BUENOS AIRES (Reuters) – Peronism is dead. Long live the Peronists.
Argentina’s main political force for decades, the ruling Peronists only months ago looked down and out. Voters seemed ready to abandon them as inflation soared over 100%, the peso currency plunged and poverty spread.
Now the movement – which dates back to the 1940s, when it was founded by former President Juan Peron and his wife “Evita” – looks like it may yet again rise phoenix-like from the ashes of crisis. It has a new front-man, Sergio Massa, who is in a tight race to win Sunday’s presidential election run-off with anti-establishment outsider Javier Milei.
But in order to secure that win the Peronist movement is being forced to reinvent itself, with a shift towards the center from the leftist bloc of divisive ex-president Cristina Fernandez de Kirchner.
Kirchner, a close ally of regional socialists from Bolivia to Cuba, handpicked current President Alberto Fernandez four years ago and ran as his vice president, though the two have since clashed as both have seen their popularity decline.
Economy Minister Massa, a wheeler-dealer with connections across the political divide, is meanwhile pledging a unity government and has looked to win over moderate conservatives.
“If Massa wins, he will build a different leadership. There will be disagreements, but he will maintain the unity of the coalition,” Argentine Foreign Minister Santiago Cafiero, a Fernandez ally, told Reuters.
“Sergio’s strength was to get the politics in order. For a unity list he was the best candidate, because he’s not from any side and he resolved the internal tensions.”
Massa, 51, a lawyer with a wide network of business, union and diplomatic contacts, has looked to distance himself from both Fernandez and Kirchner during the campaign. He says he is offering change from within – although he has regularly dipped into the familiar Peronist play-book of tax cuts and attack-dog politics.

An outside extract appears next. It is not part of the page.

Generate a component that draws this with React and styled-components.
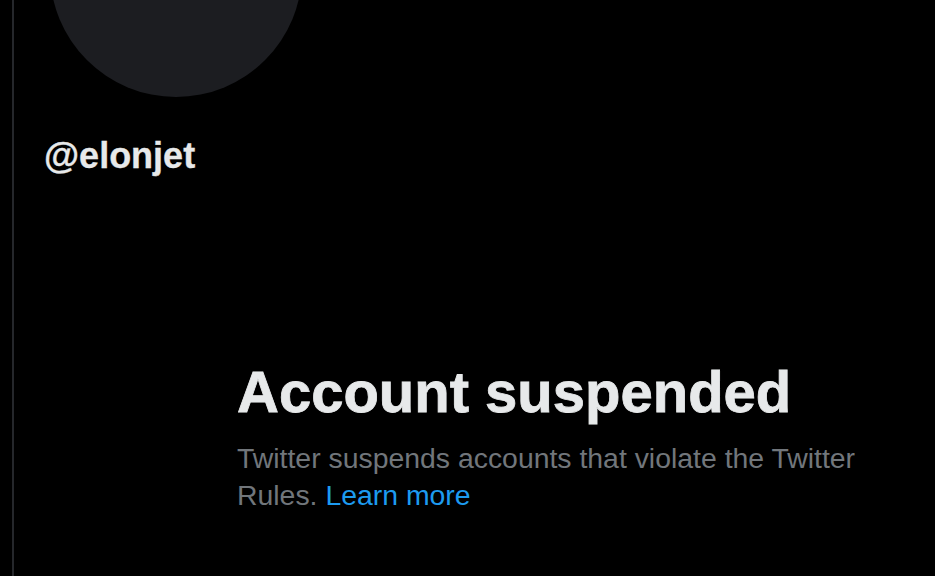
import React from 'react'
import styled, { createGlobalStyle } from 'styled-components'

const GlobalStyle = createGlobalStyle`
  html, body {
    margin: 0;
    padding: 0;
    background: #000000;
  }
  body {
    font-family: 'Liberation Sans', Arial, sans-serif;
  }
`

const Page = styled.div`
  display: flex;
  width: 935px;
  height: 576px;
  overflow: hidden;
  background: #000000;
`

const Column = styled.main`
  display: flex;
  flex-direction: column;
  align-items: flex-start;
  margin-left: 12px;
  padding-left: 30px;
  border-left: 2px solid #25272b;
  flex: 1;
`

const Avatar = styled.div`
  width: 252px;
  height: 252px;
  border-radius: 50%;
  margin-top: -155px;
  margin-left: 6px;
  background: #1c1d21;
  flex-shrink: 0;
`

const Handle = styled.div`
  margin-top: 39px;
  font-size: 36px;
  line-height: 40px;
  font-weight: 700;
  color: #e7e9ea;
  -webkit-text-stroke: 0.3px #e7e9ea;
`

const Notice = styled.section`
  margin-top: 184px;
  margin-left: 193px;
  width: 650px;
`

const Title = styled.h1`
  margin: 0;
  font-size: 58px;
  line-height: 64px;
  font-weight: 700;
  color: #e7e9ea;
  -webkit-text-stroke: 0.8px #e7e9ea;
`

const Text = styled.p`
  margin: 16px 0 0;
  font-size: 28.4px;
  line-height: 37px;
  color: #71767b;
`

const Link = styled.span`
  color: #1d9bf0;
  cursor: pointer;
`

const App = () => {
  return (
    <>
      <GlobalStyle />
      <Page>
        <Column>
          <Avatar />
          <Handle>@elonjet</Handle>
          <Notice>
            <Title>Account suspended</Title>
            <Text>
              <span>Twitter suspends accounts that violate the Twitter</span>{' '}
              <span>Rules.</span> <Link>Learn more</Link>
            </Text>
          </Notice>
        </Column>
      </Page>
    </>
  )
}

export default App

His rival Milei, a right-wing radical who has ridden on a wave of voter anger at the country’s economic crisis, often tries to tag Massa as “Kirchnerista”, though a new term “Massismo” has grown up around him.
Kirchner, who ran the country from 2007 to 2015, remains popular with a significant hardcore base, but has taken a back seat in the election build-up and is under the cloud of a corruption sentence handed down last year.
“The face of Peronism will undoubtedly change if it wins the election. It will readjust to the context as it always did,” said 24-year-old Ignacio Avalos in Buenos Aires.
PERONISM: LEFT OR RIGHT?
Since its founding, the Peronist movement has been nebulous and changing. While it leans to the left, it has included ideologies from the right also. Its defining feature is a focus on social justice.
“Everywhere has a right and a left. But here there is Peronism,” said Julia Saggini in Buenos Aires, a 32-year-old actress, defining it as “a movement giving rights to those who did not have them”.
This ability to be all things to all people has helped Peronism survive over the decades. But it has also created internal tensions and power struggles, the latest being that between the left and center.
The left-wing had backed a presidential candidate allied to Kirchner, but eventually lost out to Massa, who favors close ties with the United States and more fiscal discipline.
“If Massa wins, he will have to betray CFK (Kirchner): in Peronism there is no room for two commanders,” said political analyst Andres Malamud.
A source from the ‘Kirchnerista’ faction said the leftist bloc would stick to its principles but for now had got behind Massa.
“We do not have the same position on all issues, but we do agree on the general guidelines and we have a permanent dialogue with ‘Massismo’ that allows us to make progress,” added the source, asking not to be named.
Such unity would not likely withstand a Massa loss to Milei, however.
“If we lose there’s going to be a real debate within Peronism,” said another source from the ruling coalition, asking not to be named. “I am quite pessimistic unity will be maintained if we lose.”